Is AMX already used in
pytorch
? I saw you posted a question asking that and also this comment on GitHub.
I would regard whoever posted that comment with skepticism. Regardless, if PyTorch uses Accelerate, then it uses the AMX. @albanD said that PyTorch should use Accelerate by default, although the documentation does not officially confirm this is true. For example, it seems to say that other math libraries will be chosen instead of Accelerate if they already exist on the system, because they’re “faster” (not).
In my application case,
torch.matmul
andtorch.linalg.solve
are the most time-consuming part,
Regarding the linear algebra speedup, AMX exclusively does matrix multiplications. I don’t know what percentage of the linalg.solve
algorithm is matrix multiplication and what percentage is matrix factorization. If it can’t utilize the AMX, it won’t run fast.

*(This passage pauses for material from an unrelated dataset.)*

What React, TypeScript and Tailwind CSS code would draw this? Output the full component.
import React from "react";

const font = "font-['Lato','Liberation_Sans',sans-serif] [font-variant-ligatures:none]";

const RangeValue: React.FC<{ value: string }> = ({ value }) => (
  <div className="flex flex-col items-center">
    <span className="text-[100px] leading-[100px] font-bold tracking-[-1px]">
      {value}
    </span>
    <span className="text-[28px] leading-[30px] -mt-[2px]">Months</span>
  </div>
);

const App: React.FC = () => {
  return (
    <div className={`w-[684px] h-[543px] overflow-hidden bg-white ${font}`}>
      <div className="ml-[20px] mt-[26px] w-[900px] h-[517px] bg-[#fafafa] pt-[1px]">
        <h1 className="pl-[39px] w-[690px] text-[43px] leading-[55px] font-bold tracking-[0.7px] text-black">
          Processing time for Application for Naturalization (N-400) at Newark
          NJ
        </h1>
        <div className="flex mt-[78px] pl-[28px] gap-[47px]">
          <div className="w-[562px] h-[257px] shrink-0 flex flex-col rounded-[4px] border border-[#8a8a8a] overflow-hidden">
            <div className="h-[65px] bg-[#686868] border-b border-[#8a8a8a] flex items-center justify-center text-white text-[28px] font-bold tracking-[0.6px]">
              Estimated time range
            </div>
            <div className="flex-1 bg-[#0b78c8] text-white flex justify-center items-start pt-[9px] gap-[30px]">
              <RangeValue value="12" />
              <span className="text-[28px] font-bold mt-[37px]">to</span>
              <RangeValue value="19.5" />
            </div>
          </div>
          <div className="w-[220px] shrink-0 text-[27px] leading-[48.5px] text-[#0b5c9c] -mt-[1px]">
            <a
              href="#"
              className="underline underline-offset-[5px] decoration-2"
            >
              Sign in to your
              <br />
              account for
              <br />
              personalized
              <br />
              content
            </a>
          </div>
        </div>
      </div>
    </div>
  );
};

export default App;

Apple’s AMX should have the equivalent FP64 processing power to an Nvidia 3000-series GPU. The AMX is a massively powerful coprocessor that’s too big for any one CPU core to handle. That’s why each block of 4 power cores must simultaneously utilize its AMX block to squeeze out all the power. That’s also why the M1 Pro/Max, which has double the power cores of M1, has double the “AMX”. Note that regular M1 also has a second AMX block for its efficiency cores, but that has 1/3 the performance. If you want to know more, I have a long Twitter conversation with the guy who reverse-engineered the AMX and another engineer who hand-wrote assembly for Apple’s math libraries:
https://twitter.com/dougallj/status/1494643295946887169
Edit: The organization of that Twitter conversation seems to be a mess. Just look under my profile for a series of around 20 tweets with two different people in the same time frame, all talking performance gibberish.

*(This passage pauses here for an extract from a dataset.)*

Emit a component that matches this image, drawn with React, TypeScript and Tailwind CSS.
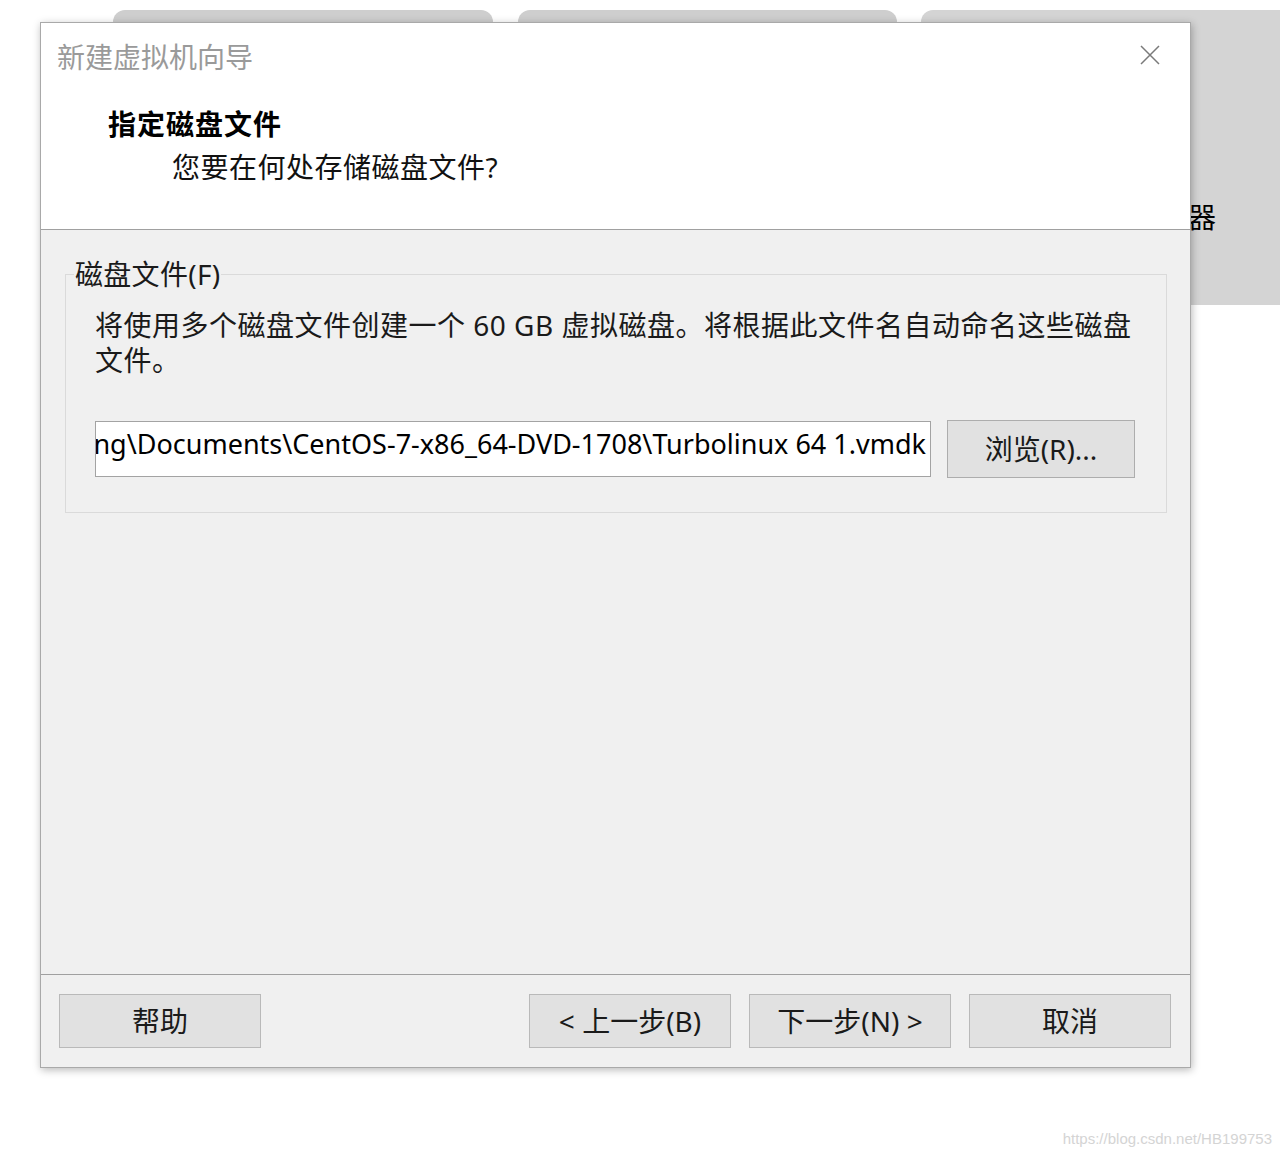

We came up with numbers like 256 GFLOPS (FP32) per power CPU core with a 4:1 ratio of FP32:FP64. So first, PyTorch has to be multithreaded and use all the power CPU cores to reach 2000 GFLOPS FP32/500 GFLOPS FP64. Regarding Nvidia GPUs, the 3090 has 556 GFLOPS of double-precision power. That’s comparable to the AMX’s estimated 500 GFLOPS, but it’s also open to general-purpose compute such as sine and cosine functions. Furthermore, the ratio of memory bandwidth to ALU power is more conducive to high ALU utilization with the Nvidia GPU’s FP64.
Although if you really want fast FP64, then you should use a newer discrete AMD GPU. They have a 16:1 FP32:FP64 ratio with ~1.2 TFLOPS of FP64 power. The unofficial DLPrimitives backend for PyTorch would support AMD GPU acceleration, but I don’t think it supports FP64 yet. You could work with the owner to incorporate FP64 into basic GEMM, ensuring that the feature is disabled on Apple GPUs. Since the macOS OpenCL API delegates to the Metal compiler (at least on M1), you might be restricted to using your GPU on Linux and Windows.
Even crazier, look out for Intel’s Arc Alchemist GPU. Intel has a 4:1 ratio of FP32:FP64 performance. If FP32 performance is 20 TFLOPS, you could expect 5 TFLOPS of FP64 processing power. On one further note, the M1 Ultra should have double the AMX power of the M1 Max, reaching 1 TFLOPS FP64.